How to door knock a storm damaged neighborhood without being the guy everyone complains about

July 8, 2026 · 8 min read

Door knock a storm-damaged neighborhood without becoming the roofer everyone complains about by doing three things most canvassers skip: confirm the local permit and solicitation rules before you knock, lead with a genuine free inspection rather than a high-pressure pitch, and follow up professionally instead of camping on the doorstep. Storm canvassing works, which is exactly why neighborhoods get swarmed by aggressive out-of-town crews after every hail event. The roofer who knocks like a professional stands out against that noise and earns the jobs the pushy crews burn.

The quick answer

Check the rules first, because many municipalities require a solicitation permit and enforce no-knock hours and no-soliciting registries, and a fine or a complaint to the city is a terrible way to start in a neighborhood you want to work for years. Then knock with a low-pressure opener: you noticed storm activity in the area, you are offering free roof inspections, no obligation. Respect every no-soliciting sign and every "not interested" instantly. Capture interested homeowners' contact info and follow up by phone and text rather than returning unannounced. The goal is to be the trustworthy option, because after a storm every homeowner has already been hassled by three roofers who were not.

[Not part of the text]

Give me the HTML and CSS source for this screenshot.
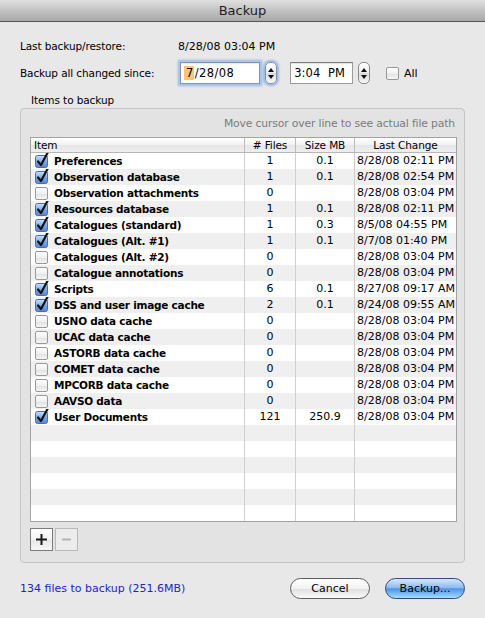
FILE: index.html
```html
<!DOCTYPE html>
<html>
<head>
<meta charset="utf-8">
<link rel="stylesheet" href="styles.css">
</head>
<body>
<svg width="0" height="0" class="defs">
  <defs>
    <linearGradient id="cbblue" x1="0" y1="0" x2="0" y2="1">
      <stop offset="0" stop-color="#cfe0f6"/>
      <stop offset="0.5" stop-color="#7eaae6"/>
      <stop offset="1" stop-color="#4f86d4"/>
    </linearGradient>
    <symbol id="chk" viewBox="0 0 14 16">
      <rect x="0.5" y="3.5" width="12" height="12" rx="2" fill="url(#cbblue)" stroke="#4a6fa6"/>
      <path d="M3 9.5 L6 13 L12.5 1" fill="none" stroke="#111" stroke-width="2.2" stroke-linecap="round" stroke-linejoin="round"/>
    </symbol>
  </defs>
</svg>
<div class="window">
  <div class="titlebar">Backup</div>
  <div class="content">
    <div class="row row1">
      <span class="label">Last backup/restore:</span>
      <span class="value">8/28/08 03:04 PM</span>
    </div>
    <div class="row row2">
      <span class="label">Backup all changed since:</span>
      <div class="field datefield focus"><span class="sel">7</span>/28/08</div>
      <div class="stepper focus-s"><span class="up"></span><span class="dn"></span></div>
      <div class="field timefield">3:04&nbsp; PM</div>
      <div class="stepper"><span class="up"></span><span class="dn"></span></div>
      <span class="cb allcb"></span>
      <span class="all">All</span>
    </div>
    <div class="grouplabel">Items to backup</div>
    <div class="group">
      <div class="hint">Move cursor over line to see actual file path</div>
      <div class="table">
        <div class="thead">
          <div class="c c1">Item</div>
          <div class="c c2">#&nbsp;Files</div>
          <div class="c c3">Size MB</div>
          <div class="c c4">Last Change</div>
        </div>
        <div class="tr"><div class="c c1"><svg class="cbs"><use href="#chk"/></svg><b>Preferences</b></div><div class="c c2">1</div><div class="c c3">0.1</div><div class="c c4">8/28/08 02:11 PM</div></div>
        <div class="tr"><div class="c c1"><svg class="cbs"><use href="#chk"/></svg><b>Observation database</b></div><div class="c c2">1</div><div class="c c3">0.1</div><div class="c c4">8/28/08 02:54 PM</div></div>
        <div class="tr"><div class="c c1"><span class="cb"></span><b>Observation attachments</b></div><div class="c c2">0</div><div class="c c3"></div><div class="c c4">8/28/08 03:04 PM</div></div>
        <div class="tr"><div class="c c1"><svg class="cbs"><use href="#chk"/></svg><b>Resources database</b></div><div class="c c2">1</div><div class="c c3">0.1</div><div class="c c4">8/28/08 02:11 PM</div></div>
        <div class="tr"><div class="c c1"><svg class="cbs"><use href="#chk"/></svg><b>Catalogues (standard)</b></div><div class="c c2">1</div><div class="c c3">0.3</div><div class="c c4">8/5/08 04:55 PM</div></div>
        <div class="tr"><div class="c c1"><svg class="cbs"><use href="#chk"/></svg><b>Catalogues (Alt. #1)</b></div><div class="c c2">1</div><div class="c c3">0.1</div><div class="c c4">8/7/08 01:40 PM</div></div>
        <div class="tr"><div class="c c1"><span class="cb"></span><b>Catalogues (Alt. #2)</b></div><div class="c c2">0</div><div class="c c3"></div><div class="c c4">8/28/08 03:04 PM</div></div>
        <div class="tr"><div class="c c1"><span class="cb"></span><b>Catalogue annotations</b></div><div class="c c2">0</div><div class="c c3"></div><div class="c c4">8/28/08 03:04 PM</div></div>
        <div class="tr"><div class="c c1"><svg class="cbs"><use href="#chk"/></svg><b>Scripts</b></div><div class="c c2">6</div><div class="c c3">0.1</div><div class="c c4">8/27/08 09:17 AM</div></div>
        <div class="tr"><div class="c c1"><svg class="cbs"><use href="#chk"/></svg><b>DSS and user image cache</b></div><div class="c c2">2</div><div class="c c3">0.1</div><div class="c c4">8/24/08 09:55 AM</div></div>
        <div class="tr"><div class="c c1"><span class="cb"></span><b>USNO data cache</b></div><div class="c c2">0</div><div class="c c3"></div><div class="c c4">8/28/08 03:04 PM</div></div>
        <div class="tr"><div class="c c1"><span class="cb"></span><b>UCAC data cache</b></div><div class="c c2">0</div><div class="c c3"></div><div class="c c4">8/28/08 03:04 PM</div></div>
        <div class="tr"><div class="c c1"><span class="cb"></span><b>ASTORB data cache</b></div><div class="c c2">0</div><div class="c c3"></div><div class="c c4">8/28/08 03:04 PM</div></div>
        <div class="tr"><div class="c c1"><span class="cb"></span><b>COMET data cache</b></div><div class="c c2">0</div><div class="c c3"></div><div class="c c4">8/28/08 03:04 PM</div></div>
        <div class="tr"><div class="c c1"><span class="cb"></span><b>MPCORB data cache</b></div><div class="c c2">0</div><div class="c c3"></div><div class="c c4">8/28/08 03:04 PM</div></div>
        <div class="tr"><div class="c c1"><span class="cb"></span><b>AAVSO data</b></div><div class="c c2">0</div><div class="c c3"></div><div class="c c4">8/28/08 03:04 PM</div></div>
        <div class="tr"><div class="c c1"><svg class="cbs"><use href="#chk"/></svg><b>User Documents</b></div><div class="c c2">121</div><div class="c c3">250.9</div><div class="c c4">8/28/08 03:04 PM</div></div>
        <div class="tr"><div class="c c1"></div><div class="c c2"></div><div class="c c3"></div><div class="c c4"></div></div>
        <div class="tr"><div class="c c1"></div><div class="c c2"></div><div class="c c3"></div><div class="c c4"></div></div>
        <div class="tr"><div class="c c1"></div><div class="c c2"></div><div class="c c3"></div><div class="c c4"></div></div>
        <div class="tr"><div class="c c1"></div><div class="c c2"></div><div class="c c3"></div><div class="c c4"></div></div>
        <div class="tr"><div class="c c1"></div><div class="c c2"></div><div class="c c3"></div><div class="c c4"></div></div>
        <div class="tr"><div class="c c1"></div><div class="c c2"></div><div class="c c3"></div><div class="c c4"></div></div>
      </div>
      <div class="pm">
        <div class="sqbtn"><svg width="13" height="13" viewBox="0 0 13 13"><path d="M6.5 1 V12 M1 6.5 H12" stroke="#1a1a1a" stroke-width="2"/></svg></div>
        <div class="sqbtn disabled"><svg width="13" height="13" viewBox="0 0 13 13"><path d="M2 6.5 H11" stroke="#b4b4b4" stroke-width="2"/></svg></div>
      </div>
    </div>
    <div class="footer">
      <span class="status">134 files to backup (251.6MB)</span>
      <div class="btn cancel">Cancel</div>
      <div class="btn default">Backup...</div>
    </div>
  </div>
</div>
</body>
</html>
```

FILE: styles.css
```css
* { box-sizing: border-box; }
html, body { margin: 0; padding: 0; }
body {
  width: 485px;
  height: 618px;
  background: #e8e8e8;
  font-family: "DejaVu Sans", "Liberation Sans", sans-serif;
  font-size: 10.5px;
  letter-spacing: -0.1px;
  color: #000;
  overflow: hidden;
}
.defs { position: absolute; width: 0; height: 0; }
.window { width: 485px; height: 618px; }
.titlebar {
  height: 22px;
  background: linear-gradient(#e0e0e0, #c2c2c2 50%, #a8a8a8);
  border-bottom: 1px solid #555;
  text-align: center;
  font-size: 13px;
  letter-spacing: 0;
  line-height: 21px;
  color: #1e1e1e;
}
.content { padding: 0 20px; }
.row { display: flex; align-items: center; }
.row1 { height: 16px; margin-top: 16px; }
.label { width: 158px; flex: none; }
.value { font-size: 11px; letter-spacing: 0; }
.row2 { height: 24px; margin-top: 7px; }
.field {
  height: 22px;
  background: #fff;
  border: 1px solid #9b9b9b;
  border-top-color: #7c7c7c;
  box-shadow: inset 0 1px 1px rgba(0,0,0,0.12);
  display: flex;
  align-items: center;
  font-size: 11.5px;
  letter-spacing: 0.4px;
}
.datefield {
  width: 80px;
  margin-left: 2px;
  padding-left: 3px;
  border-color: #7f95b8;
}
.focus {
  box-shadow: 0 0 0 1px #a9c4ea, 0 0 2px 2px rgba(125,165,225,0.75), inset 0 1px 1px rgba(0,0,0,0.1);
}
.sel { background: #fcc57a; padding: 0 0 0 2px; margin-right: 1px; }
.stepper {
  width: 12px;
  height: 22px;
  margin-left: 5px;
  border: 1px solid #8a8a8a;
  border-radius: 5px;
  background: linear-gradient(#ffffff, #ececec 50%, #dadada 50%, #f6f6f6);
  display: flex;
  flex-direction: column;
  align-items: center;
  justify-content: center;
  gap: 3px;
}
.focus-s { box-shadow: 0 0 2px 2px rgba(125,165,225,0.7); border-color: #7f95b8; }
.stepper .up { width: 0; height: 0; border-left: 3px solid transparent; border-right: 3px solid transparent; border-bottom: 4px solid #111; }
.stepper .dn { width: 0; height: 0; border-left: 3px solid transparent; border-right: 3px solid transparent; border-top: 4px solid #111; }
.timefield {
  width: 63px;
  margin-left: 13px;
  justify-content: flex-end;
  padding-right: 7px;
  letter-spacing: 0.1px;
}
.cb {
  display: inline-block;
  width: 13px;
  height: 13px;
  border: 1px solid #989898;
  border-radius: 2px;
  background: linear-gradient(#ffffff, #f0f0f0 50%, #e2e2e2 55%, #f6f6f6);
  flex: none;
}
.allcb { margin-left: 16px; }
.all { margin-left: 5px; font-size: 11px; }
.grouplabel { margin-top: 8px; padding-left: 11px; line-height: 14px; height: 14px; }
.group {
  margin-top: 1px;
  height: 455px;
  border: 1px solid #c4c4c4;
  border-radius: 4px;
  background: #e3e3e3;
  padding: 8px 8px 0 9px;
}
.hint { text-align: right; color: #7b7b7b; line-height: 14px; height: 14px; padding-right: 1px; font-size: 10.8px; letter-spacing: -0.15px; }
.table {
  margin-top: 6px;
  width: 427px;
  border: 1px solid #a3a3a3;
  background: #fff;
}
.thead, .tr {
  display: grid;
  grid-template-columns: 213px 51px 59px 1fr;
}
.thead {
  height: 15px;
  background: linear-gradient(#ffffff, #f1f1f1 50%, #e6e6e6 51%, #eeeeee);
  border-bottom: 1px solid #b7b7b7;
  line-height: 14px;
}
.tr { height: 16px; line-height: 16px; }
.tr:nth-child(odd) { background: #efefef; }
.c { white-space: nowrap; overflow: hidden; }
.c + .c { border-left: 1px solid #cfcfcf; }
.thead .c + .c { border-left-color: #bcbcbc; }
.thead .c1 { padding-left: 3px; }
.c2, .c3 { text-align: center; }
.tr .c2, .tr .c3, .tr .c4 { font-size: 11px; letter-spacing: 0; }
.c4 { padding-left: 2px; }
.thead .c4 { text-align: center; padding-left: 0; }
.tr .c1 { display: flex; align-items: center; padding-left: 4px; }
.tr .c1 .cb { margin-right: 6px; }
.cbs { width: 14px; height: 16px; margin-right: 5px; margin-top: -3px; flex: none; overflow: visible; }
.tr b { font-weight: bold; letter-spacing: -0.25px; }
.pm { display: flex; gap: 2px; margin-top: 6px; margin-left: 0; }
.sqbtn {
  width: 23px;
  height: 23px;
  border: 1px solid #7c7c7c;
  background: linear-gradient(#ffffff, #f3f3f3 50%, #e8e8e8 51%, #f7f7f7);
  display: flex;
  align-items: center;
  justify-content: center;
}
.sqbtn.disabled { border-color: #b9b9b9; background: #ececec; }
.footer { display: flex; align-items: center; margin-top: 14px; height: 23px; }
.status { color: #2323c4; flex: 1; font-size: 11px; letter-spacing: 0; }
.btn {
  width: 80px;
  height: 21px;
  border-radius: 11px;
  text-align: center;
  line-height: 19px;
  font-size: 11px;
  letter-spacing: 0;
}
.cancel {
  border: 1px solid #5e5e5e;
  background: linear-gradient(#ffffff, #f2f2f2 50%, #e0e0e0 55%, #fafafa);
}
.default {
  margin-left: 15px;
  border: 1px solid #2f4c7c;
  background: linear-gradient(#d6e8fc, #8ebcf0 45%, #4f95e6 52%, #7fbdf7 80%, #a9dcff);
}
```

Start with the rules, not the script

Storm chasing has earned roofing a bad name, and cities have responded. A growing number require door-to-door solicitors to register and carry a permit, restrict the hours you can knock, and maintain do-not-knock lists that carry fines if you ignore them. Some post-disaster declarations add temporary rules specifically to protect homeowners from contractor swarms. Knowing and following these is not just legal hygiene, it is reputation protection: the roofer who got reported to the city is the roofer the neighborhood Facebook group warns each other about. Spend an hour confirming the rules in each jurisdiction before your crew knocks a single door.

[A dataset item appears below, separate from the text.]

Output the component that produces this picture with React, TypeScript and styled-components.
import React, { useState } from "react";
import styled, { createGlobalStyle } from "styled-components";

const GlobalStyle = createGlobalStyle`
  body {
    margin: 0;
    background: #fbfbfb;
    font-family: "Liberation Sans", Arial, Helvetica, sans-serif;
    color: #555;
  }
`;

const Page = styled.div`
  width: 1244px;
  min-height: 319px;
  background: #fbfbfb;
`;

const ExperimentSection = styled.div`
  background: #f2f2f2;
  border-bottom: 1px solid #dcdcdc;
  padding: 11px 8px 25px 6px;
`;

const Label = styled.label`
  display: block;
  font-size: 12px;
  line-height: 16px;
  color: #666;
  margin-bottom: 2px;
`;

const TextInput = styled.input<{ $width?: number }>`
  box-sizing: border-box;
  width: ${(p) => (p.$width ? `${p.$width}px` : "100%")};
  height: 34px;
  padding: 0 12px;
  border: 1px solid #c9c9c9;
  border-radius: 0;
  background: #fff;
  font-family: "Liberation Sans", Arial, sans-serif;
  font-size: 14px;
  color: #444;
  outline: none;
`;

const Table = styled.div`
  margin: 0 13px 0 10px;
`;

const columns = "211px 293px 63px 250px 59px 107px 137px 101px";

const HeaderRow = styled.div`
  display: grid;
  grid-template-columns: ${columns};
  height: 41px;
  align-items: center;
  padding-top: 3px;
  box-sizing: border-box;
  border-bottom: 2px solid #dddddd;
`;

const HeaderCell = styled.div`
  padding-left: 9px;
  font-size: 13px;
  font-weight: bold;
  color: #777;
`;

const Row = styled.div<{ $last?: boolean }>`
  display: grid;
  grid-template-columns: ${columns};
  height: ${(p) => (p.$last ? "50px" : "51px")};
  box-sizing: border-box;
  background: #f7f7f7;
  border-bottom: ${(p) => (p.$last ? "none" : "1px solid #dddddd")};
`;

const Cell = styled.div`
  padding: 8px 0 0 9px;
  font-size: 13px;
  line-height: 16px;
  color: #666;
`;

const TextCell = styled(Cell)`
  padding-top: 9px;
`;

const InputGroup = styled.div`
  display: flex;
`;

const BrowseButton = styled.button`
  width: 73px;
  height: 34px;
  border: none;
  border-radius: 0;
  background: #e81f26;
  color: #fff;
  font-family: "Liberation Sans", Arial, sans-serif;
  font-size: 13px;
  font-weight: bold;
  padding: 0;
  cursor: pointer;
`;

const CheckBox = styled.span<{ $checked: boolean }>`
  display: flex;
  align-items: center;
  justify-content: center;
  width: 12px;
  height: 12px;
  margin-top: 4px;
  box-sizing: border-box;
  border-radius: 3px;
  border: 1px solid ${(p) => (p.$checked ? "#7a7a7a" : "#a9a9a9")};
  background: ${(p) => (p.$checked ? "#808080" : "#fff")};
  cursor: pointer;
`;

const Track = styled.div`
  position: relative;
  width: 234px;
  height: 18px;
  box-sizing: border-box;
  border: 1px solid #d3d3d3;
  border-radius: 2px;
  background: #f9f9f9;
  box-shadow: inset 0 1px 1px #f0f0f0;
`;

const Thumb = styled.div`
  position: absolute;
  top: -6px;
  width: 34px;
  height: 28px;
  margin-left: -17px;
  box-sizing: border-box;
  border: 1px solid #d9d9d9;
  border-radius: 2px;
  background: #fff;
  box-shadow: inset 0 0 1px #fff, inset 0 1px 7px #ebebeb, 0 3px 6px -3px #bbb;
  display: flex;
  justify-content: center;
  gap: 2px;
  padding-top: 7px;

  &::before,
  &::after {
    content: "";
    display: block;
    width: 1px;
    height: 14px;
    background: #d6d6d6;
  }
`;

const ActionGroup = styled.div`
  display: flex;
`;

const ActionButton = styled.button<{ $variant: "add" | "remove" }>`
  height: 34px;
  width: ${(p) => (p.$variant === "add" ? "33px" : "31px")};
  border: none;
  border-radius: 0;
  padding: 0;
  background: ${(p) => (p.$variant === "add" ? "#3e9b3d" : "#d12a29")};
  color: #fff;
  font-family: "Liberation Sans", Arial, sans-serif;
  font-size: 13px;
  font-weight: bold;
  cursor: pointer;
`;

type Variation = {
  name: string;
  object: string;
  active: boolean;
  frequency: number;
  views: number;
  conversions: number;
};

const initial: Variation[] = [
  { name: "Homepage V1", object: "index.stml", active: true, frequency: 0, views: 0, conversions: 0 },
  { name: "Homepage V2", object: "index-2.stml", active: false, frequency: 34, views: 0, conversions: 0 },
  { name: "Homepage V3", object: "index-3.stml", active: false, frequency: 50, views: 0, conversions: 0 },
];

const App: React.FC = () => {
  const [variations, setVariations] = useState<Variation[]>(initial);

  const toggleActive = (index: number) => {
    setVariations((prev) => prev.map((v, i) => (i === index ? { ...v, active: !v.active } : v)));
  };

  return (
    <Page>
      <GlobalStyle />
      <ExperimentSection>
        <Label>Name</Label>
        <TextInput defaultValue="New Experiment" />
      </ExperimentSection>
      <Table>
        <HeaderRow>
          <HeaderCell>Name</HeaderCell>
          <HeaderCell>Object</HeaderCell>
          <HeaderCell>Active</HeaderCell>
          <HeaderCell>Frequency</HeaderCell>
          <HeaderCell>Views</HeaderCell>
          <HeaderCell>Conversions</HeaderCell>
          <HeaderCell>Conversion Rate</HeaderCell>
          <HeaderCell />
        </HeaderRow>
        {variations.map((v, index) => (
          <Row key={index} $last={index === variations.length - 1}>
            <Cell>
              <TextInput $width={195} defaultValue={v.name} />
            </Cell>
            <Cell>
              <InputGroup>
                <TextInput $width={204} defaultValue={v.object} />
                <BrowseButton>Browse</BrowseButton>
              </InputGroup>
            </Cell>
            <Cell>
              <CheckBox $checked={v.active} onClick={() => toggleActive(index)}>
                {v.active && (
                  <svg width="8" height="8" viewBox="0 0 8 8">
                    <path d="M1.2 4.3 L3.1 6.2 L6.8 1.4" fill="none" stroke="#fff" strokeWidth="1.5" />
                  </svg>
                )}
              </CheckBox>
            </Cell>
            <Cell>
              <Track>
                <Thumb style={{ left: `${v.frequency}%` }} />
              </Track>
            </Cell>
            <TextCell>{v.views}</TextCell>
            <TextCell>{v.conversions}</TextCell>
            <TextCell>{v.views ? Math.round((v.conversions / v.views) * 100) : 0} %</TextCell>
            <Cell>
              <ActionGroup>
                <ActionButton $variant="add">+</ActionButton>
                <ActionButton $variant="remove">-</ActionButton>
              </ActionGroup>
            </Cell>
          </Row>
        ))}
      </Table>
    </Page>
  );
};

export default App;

Lead with the inspection, not the contract

The opener that works after a storm is genuinely useful and genuinely low pressure: "We've been doing storm inspections in the neighborhood, and we noticed some homes took damage. I'd be glad to take a free look at your roof, no obligation, and let you know if you have anything that should go to insurance." That is a service, not a pitch. It respects that the homeowner did not ask for you and gives them a real reason to say yes. The roofers homeowners complain about are the ones who skip the inspection framing and go straight for a signature, which reads as exactly the predatory behavior people fear after a disaster.

When you do find damage, your job is to document it honestly and explain the insurance path calmly, not to manufacture urgency. Homeowners can smell a fake deadline, and the ones who sign under pressure are the ones who cancel, complain, or fight you later.

Follow up by phone, not by camping on the porch

The single biggest reason canvassers get complaints is returning over and over, unannounced, until the homeowner feels harassed. Do the opposite. When a homeowner is interested but not ready, capture their number and tell them you will follow up, then actually do it by phone and text on a sensible cadence. This respects their space and it converts better, because the homeowner who had time to think and got a professional follow-up call is more likely to sign than the one who felt cornered.

The practical problem is that a crew knocking doors all day cannot also run a disciplined follow-up sequence on every interested homeowner. That is where automated lead follow-up earns its place: the contacts your canvassers capture get a consistent, professional sequence of calls and texts without anyone having to remember, so the interested homeowner from Tuesday does not get forgotten by Friday. For a storm restoration shop working a neighborhood hard for a few weeks, that follow-up discipline is often the difference between a good canvass and a great one.

The follow-up is where canvassing money is made

Here is the part most canvassing crews get wrong: the value is not in the doors knocked, it is in the interested homeowners worked afterward. A neighborhood canvass after a storm produces a pile of maybes, homeowners who let you inspect but did not sign, who said they wanted to think about it, who needed to talk to a spouse. Those maybes are where the jobs are, and they convert only if someone follows up consistently over the next week or two. A crew that knocks all day and never circles back is leaving most of its work on the table. Build the follow-up into the operation from the start: every interested homeowner captured, every one worked on a cadence, none forgotten by Friday. The roofers who win storm neighborhoods are not the ones who knock the most doors, they are the ones who follow up the maybes the others abandoned.

The bottom line

Door knock storm damage like a professional: confirm the permit and solicitation rules first, lead with a free inspection instead of a hard pitch, respect every no, and follow up by phone rather than camping on the doorstep. After a storm, every homeowner has been hassled. Being the roofer who was not is how you win the work the aggressive crews leave behind.